"İsteyen bizimle gelsin!"
10/02/2023 Cuma Köşe yazarı A.U
Nasûhî Efendi (rahmetullahi
aleyh), bir ara üç gün müddetle, sevenlerinden birinin dâveti üzerine hava
değişikliği için Çamlıca civârındaki Bulgurlu'ya gitti.
O kişi şöyle anlatıyor:
Yatsı namazını kıldı.
Gece yarısı kalktı.
Teheccüd namazı kıldı.
Tekrar yatmadı.
Yanında bulunanlara;
“Bize
bugün Üsküdar'a gitmek gerekiyor. Hizmeti yerine getirdikten sonra inşallah
yine geliriz. Arzu eden bizimle gelebilir” buyurdu.
Sabah namazını kıldık.
Ve Üsküdar’a yola çıktık.
Yolda, karşıdan biri geldi.
Nasûhî Efendi’yi gördü.
Ve Ona şöyle arz etti:
Efendim, ben duâcınız da size geliyordum. Sebebi şu ki;
Üsküdar'da bir mağarada tek başına yaşıyan bir zât var. Bana; (Dünyâ
hayâtım bitmek üzeredir.

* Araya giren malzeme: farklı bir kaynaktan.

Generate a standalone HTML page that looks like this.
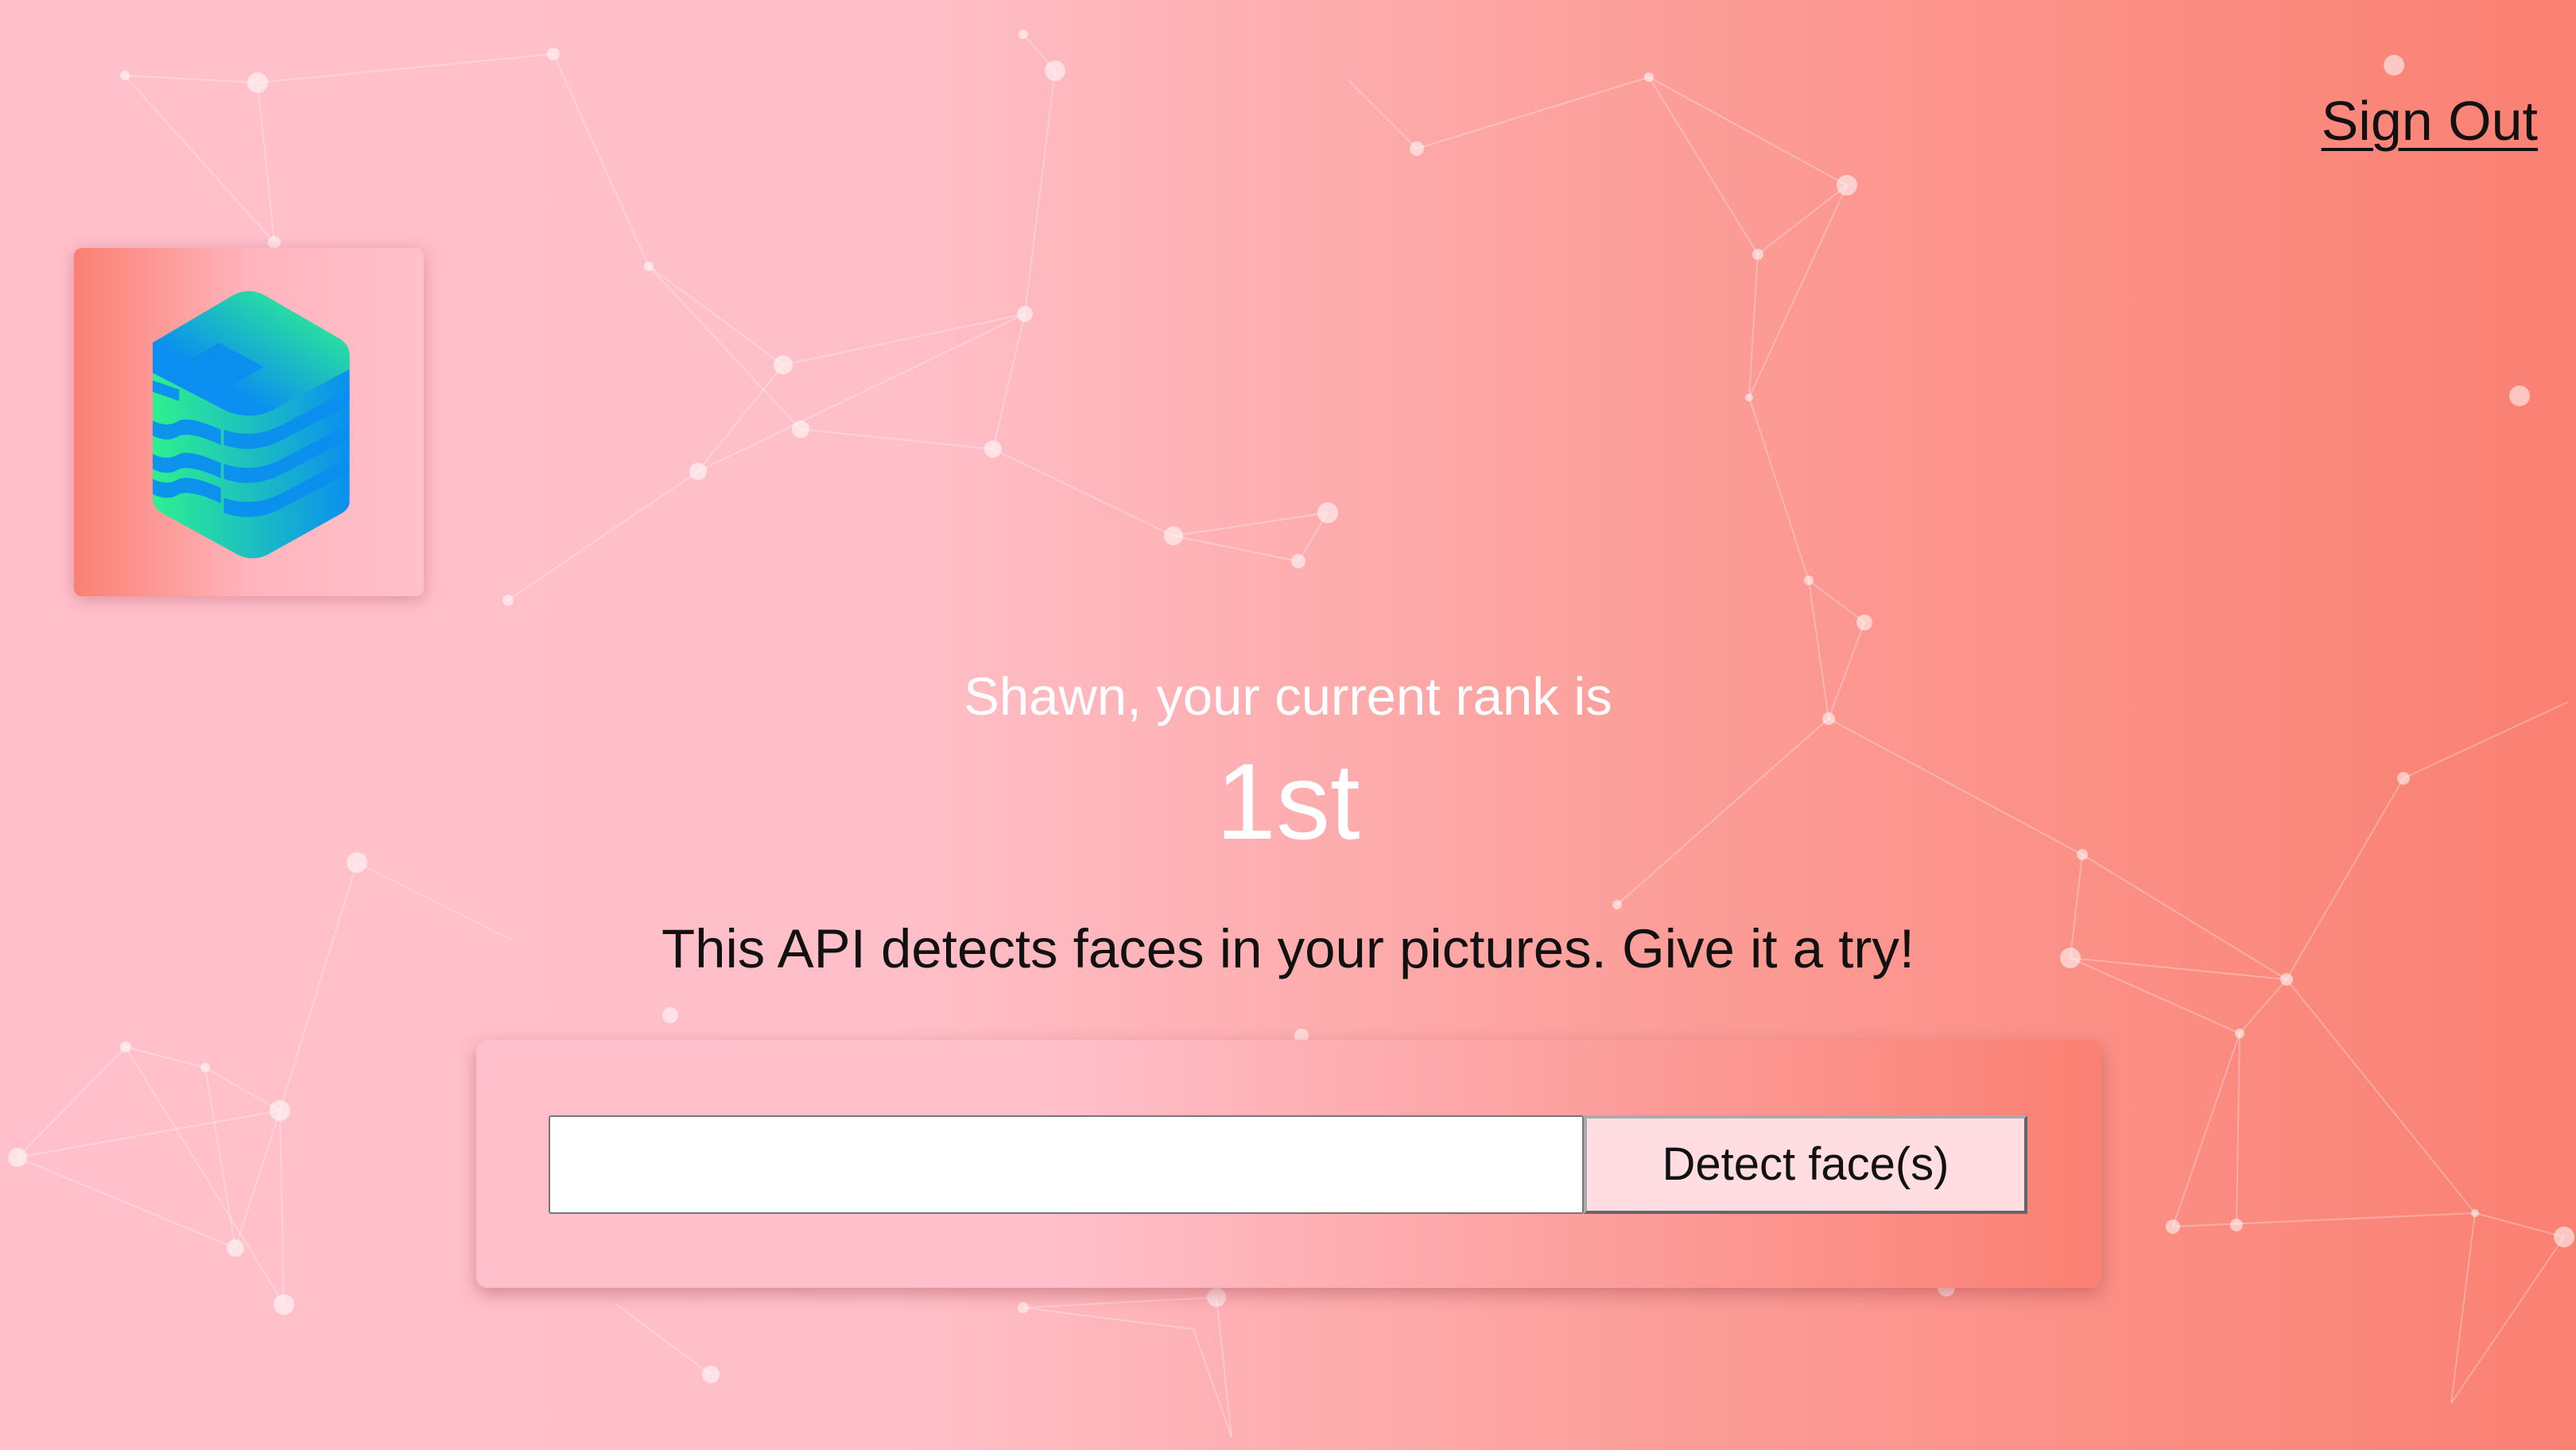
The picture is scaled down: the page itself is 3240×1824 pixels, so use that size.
<!DOCTYPE html>
<html><head><meta charset="utf-8"><style>
html,body{margin:0;padding:0}
body{width:3240px;height:1824px;overflow:hidden;position:relative;font-family:"Liberation Sans",sans-serif;background:linear-gradient(90deg,#ffc0cb 0%,#ffbfc8 35%,#fc9d98 65%,#fa8072 100%)}
svg.bg{position:absolute;left:0;top:0}
.logo{position:absolute;left:93px;top:312px;width:440px;height:438px;border-radius:10px;background:linear-gradient(90deg,#fa8072 0%,#ffb4bd 50%,#ffc0cb 100%);box-shadow:0 4px 20px rgba(160,60,80,.35)}
.t{position:absolute;left:0;width:3240px;text-align:center}
.signout{position:absolute;right:48px;top:112px;font-size:70px;color:#111;text-decoration:underline;text-decoration-thickness:4px;text-underline-offset:10px}
.card{position:absolute;left:599px;top:1308px;width:2044px;height:312px;border-radius:14px;background:linear-gradient(90deg,#ffc0cb 0%,#ffc0cb 35%,#fa8072 100%);box-shadow:0 8px 22px rgba(150,60,70,.4)}
.inp{position:absolute;left:690px;top:1403px;width:1298px;height:120px;background:#fff;border:2px solid #777;border-radius:3px}
.btn{position:absolute;left:1992px;top:1403px;width:558px;height:124px;background:#ffdde0;box-sizing:border-box;border:4px solid #666;border-top-color:#aaa;border-left-color:#aaa;font-size:58px;text-align:center;line-height:116px;color:#111}
</style></head><body>
<svg class="bg" width="3240" height="1824" stroke="rgba(255,255,255,.3)" stroke-width="2" fill="rgba(255,255,255,.55)">
<g>
<line x1="157" y1="95" x2="324" y2="104"/><line x1="157" y1="95" x2="345" y2="305"/><line x1="324" y1="104" x2="345" y2="305"/><line x1="324" y1="104" x2="696" y2="68"/>
<line x1="696" y1="68" x2="816" y2="335"/><line x1="816" y1="335" x2="985" y2="459"/><line x1="816" y1="335" x2="1007" y2="540"/><line x1="985" y1="459" x2="878" y2="593"/><line x1="985" y1="459" x2="1289" y2="395"/><line x1="1007" y1="540" x2="1249" y2="565"/><line x1="878" y1="593" x2="1289" y2="395"/><line x1="1289" y1="395" x2="1249" y2="565"/><line x1="1249" y1="565" x2="1476" y2="674"/><line x1="878" y1="593" x2="639" y2="755"/><line x1="1476" y1="674" x2="1670" y2="645"/><line x1="1476" y1="674" x2="1633" y2="706"/><line x1="1633" y1="706" x2="1670" y2="645"/>
<line x1="1287" y1="43" x2="1327" y2="89"/><line x1="1327" y1="89" x2="1289" y2="395"/><line x1="1696" y1="101" x2="1782" y2="187"/><line x1="1782" y1="187" x2="2074" y2="97"/><line x1="2074" y1="97" x2="2323" y2="233"/><line x1="2074" y1="97" x2="2211" y2="320"/><line x1="2323" y1="233" x2="2211" y2="320"/><line x1="2323" y1="233" x2="2200" y2="500"/><line x1="2211" y1="320" x2="2200" y2="500"/><line x1="2200" y1="500" x2="2275" y2="730"/><line x1="2275" y1="730" x2="2345" y2="783"/><line x1="2345" y1="783" x2="2300" y2="904"/><line x1="2275" y1="730" x2="2300" y2="904"/><line x1="2300" y1="904" x2="2034" y2="1138"/><line x1="2300" y1="904" x2="2619" y2="1075"/>
<line x1="2619" y1="1075" x2="2604" y2="1205"/><line x1="2619" y1="1075" x2="2876" y2="1232"/><line x1="2604" y1="1205" x2="2876" y2="1232"/><line x1="2604" y1="1205" x2="2817" y2="1300"/><line x1="2876" y1="1232" x2="2817" y2="1300"/><line x1="2876" y1="1232" x2="3023" y2="979"/><line x1="3023" y1="979" x2="3230" y2="883"/><line x1="2817" y1="1300" x2="2733" y2="1543"/><line x1="2817" y1="1300" x2="2813" y2="1541"/><line x1="2733" y1="1543" x2="3113" y2="1526"/><line x1="3113" y1="1526" x2="3225" y2="1556"/><line x1="3113" y1="1526" x2="3083" y2="1765"/><line x1="3225" y1="1556" x2="3083" y2="1765"/><line x1="2876" y1="1232" x2="3113" y2="1526"/>
<line x1="449" y1="1085" x2="643" y2="1182"/><line x1="449" y1="1085" x2="352" y2="1397"/><line x1="158" y1="1317" x2="258" y2="1343"/><line x1="158" y1="1317" x2="22" y2="1456"/><line x1="258" y1="1343" x2="352" y2="1397"/><line x1="258" y1="1343" x2="296" y2="1570"/><line x1="22" y1="1456" x2="296" y2="1570"/><line x1="352" y1="1397" x2="296" y2="1570"/><line x1="352" y1="1397" x2="357" y2="1641"/><line x1="158" y1="1317" x2="357" y2="1641"/><line x1="22" y1="1456" x2="352" y2="1397"/>
<line x1="1287" y1="1645" x2="1530" y2="1632"/><line x1="1287" y1="1645" x2="1501" y2="1672"/><line x1="1501" y1="1672" x2="1549" y2="1808"/><line x1="1530" y1="1632" x2="1549" y2="1808"/><line x1="774" y1="1640" x2="894" y2="1729"/>
</g>
<g stroke="none">
<circle cx="157" cy="95" r="6"/><circle cx="324" cy="104" r="13"/><circle cx="696" cy="68" r="8"/><circle cx="345" cy="305" r="8"/><circle cx="816" cy="335" r="6"/><circle cx="985" cy="459" r="12"/><circle cx="1007" cy="540" r="11"/><circle cx="878" cy="593" r="11"/><circle cx="1289" cy="395" r="10"/><circle cx="1249" cy="565" r="11"/><circle cx="1476" cy="674" r="12"/><circle cx="1670" cy="645" r="13"/><circle cx="1633" cy="706" r="9"/><circle cx="639" cy="755" r="7"/>
<circle cx="1287" cy="43" r="6"/><circle cx="1327" cy="89" r="13"/><circle cx="1782" cy="187" r="9"/><circle cx="2074" cy="97" r="6"/><circle cx="2323" cy="233" r="13"/><circle cx="2211" cy="320" r="7"/><circle cx="2200" cy="500" r="5"/><circle cx="2275" cy="730" r="6"/><circle cx="2345" cy="783" r="10"/><circle cx="2300" cy="904" r="8"/><circle cx="3011" cy="82" r="13"/><circle cx="3169" cy="498" r="13"/>
<circle cx="2619" cy="1075" r="7"/><circle cx="2604" cy="1205" r="13"/><circle cx="2876" cy="1232" r="8"/><circle cx="2817" cy="1300" r="6"/><circle cx="3023" cy="979" r="8"/><circle cx="2733" cy="1543" r="9"/><circle cx="2813" cy="1541" r="8"/><circle cx="3113" cy="1526" r="5"/><circle cx="3225" cy="1556" r="13"/><circle cx="2034" cy="1138" r="6"/>
<circle cx="449" cy="1085" r="13"/><circle cx="158" cy="1317" r="7"/><circle cx="258" cy="1343" r="6"/><circle cx="352" cy="1397" r="13"/><circle cx="22" cy="1456" r="12"/><circle cx="296" cy="1570" r="11"/><circle cx="357" cy="1641" r="13"/><circle cx="843" cy="1277" r="10"/><circle cx="894" cy="1729" r="11"/><circle cx="1530" cy="1632" r="12"/><circle cx="1287" cy="1645" r="7"/><circle cx="2448" cy="1620" r="11"/><circle cx="1637" cy="1303" r="9"/>
</g></svg>
<div class="logo"><svg width="440" height="438" viewBox="0 0 460 460">
<defs><linearGradient id="g1" x1="0" y1="0" x2="1" y2="0"><stop offset="0" stop-color="#2ef08f"/><stop offset="1" stop-color="#0b8ff0"/></linearGradient>
<linearGradient id="g2" x1="1" y1="0" x2="0" y2="1"><stop offset="0.1" stop-color="#2ef08f"/><stop offset=".7" stop-color="#0b8ff0"/></linearGradient></defs>
<path d="M103 125 L210 62 Q230 52 250 62 L350 120 Q363 128 363 142 L363 335 Q363 345 350 352 L255 405 Q235 415 215 405 L115 350 Q103 343 103 330 Z" fill="url(#g1)"/>
<path d="M103 125 L210 62 Q230 52 250 62 L350 120 Q363 128 363 142 L363 160 L260 215 Q230 228 200 215 L103 165 Z" fill="url(#g2)"/>
<g fill="#0b8ff0" opacity=".95"><path d="M103 175 l35 12 v15 l-35 -12z"/><path d="M103 228 q20 10 35 0 q15 -6 55 12 v20 q-40 -18 -55 -12 q-15 10 -35 0z"/><path d="M103 272 q20 10 35 0 q15 -6 55 12 v20 q-40 -18 -55 -12 q-15 10 -35 0z"/><path d="M103 305 q20 10 35 0 q15 -6 55 12 v20 q-40 -18 -55 -12 q-15 10 -35 0z"/>
<path d="M197 240 q40 14 80 -8 l86 -45 v20 l-86 45 q-40 22 -80 8z"/><path d="M197 285 q40 14 80 -8 l86 -45 v20 l-86 45 q-40 22 -80 8z"/><path d="M197 330 q40 14 80 -8 l86 -45 v20 l-86 45 q-40 22 -80 8z"/><path d="M140 155 l50 -30 l60 32 l-55 32z"/></g>
</svg></div>
<div class="signout">Sign Out</div>
<div class="t" style="top:838px;font-size:67px;color:#fff">Shawn, your current rank is</div>
<div class="t" style="top:930px;font-size:136px;color:#fff">1st</div>
<div class="t" style="top:1154px;font-size:69px;color:#111">This API detects faces in your pictures. Give it a try!</div>
<div class="card"></div>
<div class="inp"></div>
<div class="btn">Detect face(s)</div>
</body></html>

Vefât edersem techîz ve tekfînimi Nasûhî Efendi
yapsın) dedi.
Kendisi çok bitkindi.
Ve zor konuşuyordu.
Son olarak da;
(Vefâtımı
ve vasiyetimi ona bildirmene lüzum yok. Ona Allahü teâlâ bildirir) dedi.
Ben yine işgüzarlık yapıp geldim.
Bu gecenin son üçte birinde vefât etti.
O böyle anlattı.
Ve öyle de oldu.
Nasûhî
Efendi hazretleri, talebeleriyle birlikte Bülbülderesi’ne geldi.
Kabrini kazdırdı.
Cenâzesini yıkadı, kefenledi. Namazını kılıp kabre koydu ve telkînini de kendisi verdi.